Insurers have agreed to pay $118 million to settle a federal lawsuit accusing Broadcom Corp. officials of mismanagement and unjust enrichment through the misdating of stock options.

The settlement doesn't cover co-founders Henry Samueli and Henry T. Nicholas III.

Broadcom disclosed the agreement with its providers of insurance covering corporate officers and directors in a Securities and Exchange Commission filing Friday.

The accord would settle a lawsuit brought by investors on behalf of the Irvine microchip firm, whose $2.2-billion restatement of its financial results in January 2007 was the largest by a U.S. company in a wave of option-misdating scandals.

The money from the insurers would be paid to Broadcom, which agreed to pay $11.5 million to plaintiffs' attorneys in the case.

The agreement covers claims against 10 current and former Broadcom officers and directors named as defendants in the federal lawsuit, along with several others named in a state court action.
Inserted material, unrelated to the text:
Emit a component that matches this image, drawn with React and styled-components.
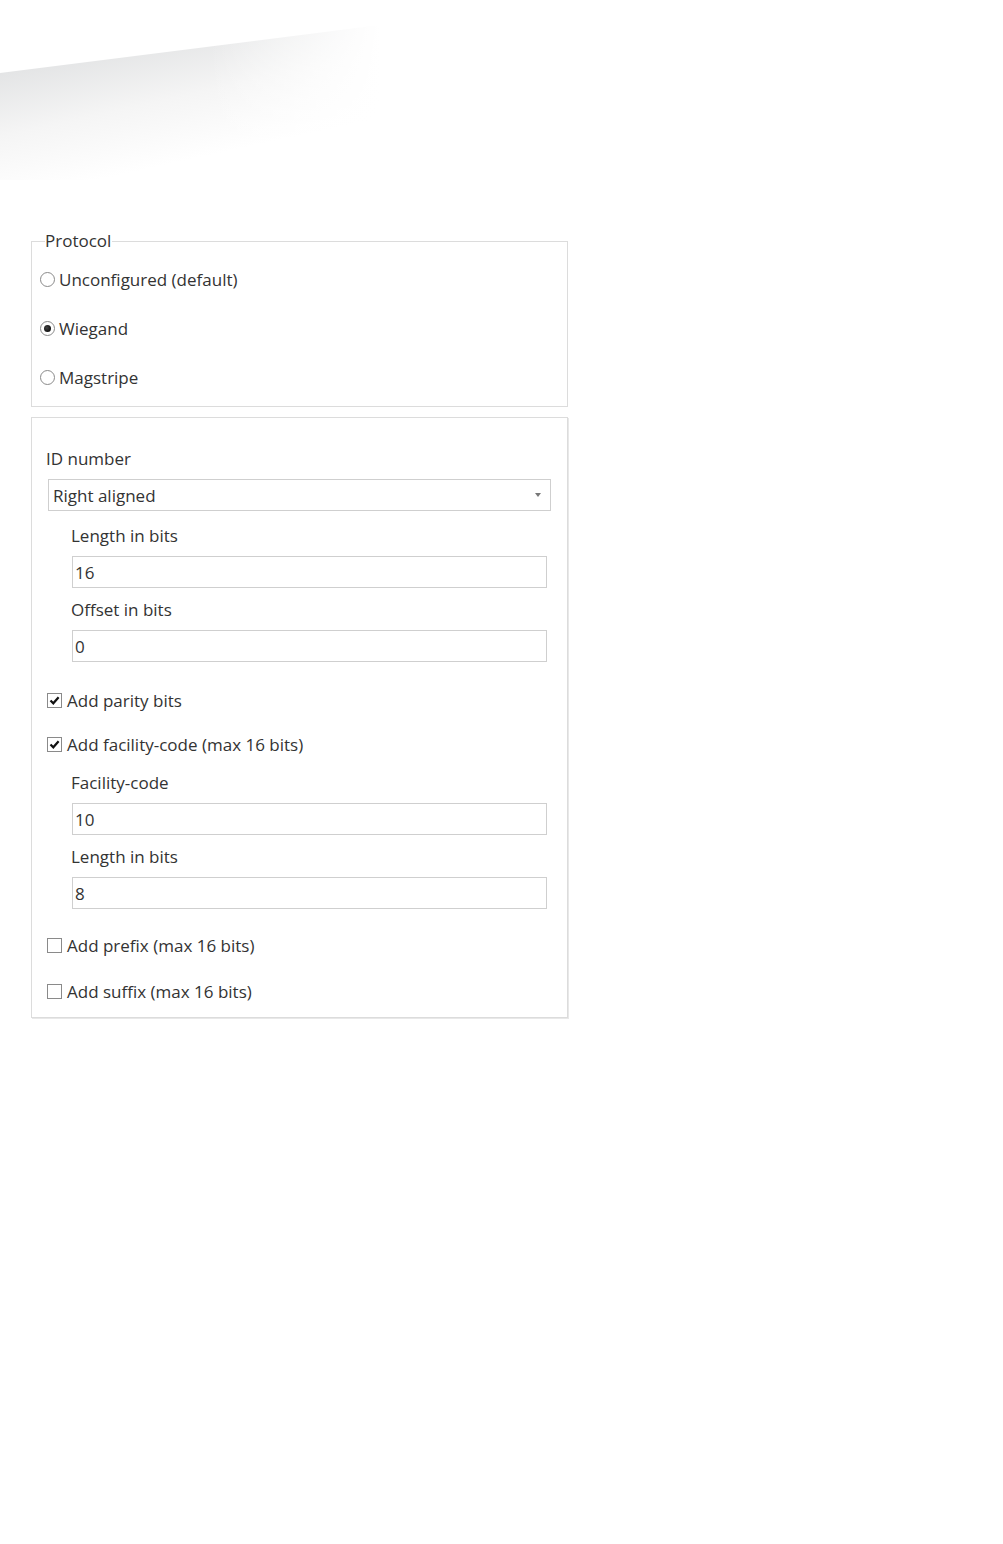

The defendants admitted no liability. Broadcom, which has spent more than $100 million on legal fees related to the options, said it wanted to avoid additional costs.

The settlement does not cover potential liabilities in the case of Samueli, who was Broadcom's chairman; Nicholas, who was chief executive; or former finance chief William J. Ruehle. Richard Heimann, the lead lawyer for the investors, said he would continue to pursue claims against the three former executives.

Nicholas and Ruehle are awaiting trial in U.S. District Court in Santa Ana on criminal charges related to improperly backdated options, and Samueli has pleaded guilty to lying to SEC investigators.

The settlement must be approved by a judge before it can be implemented.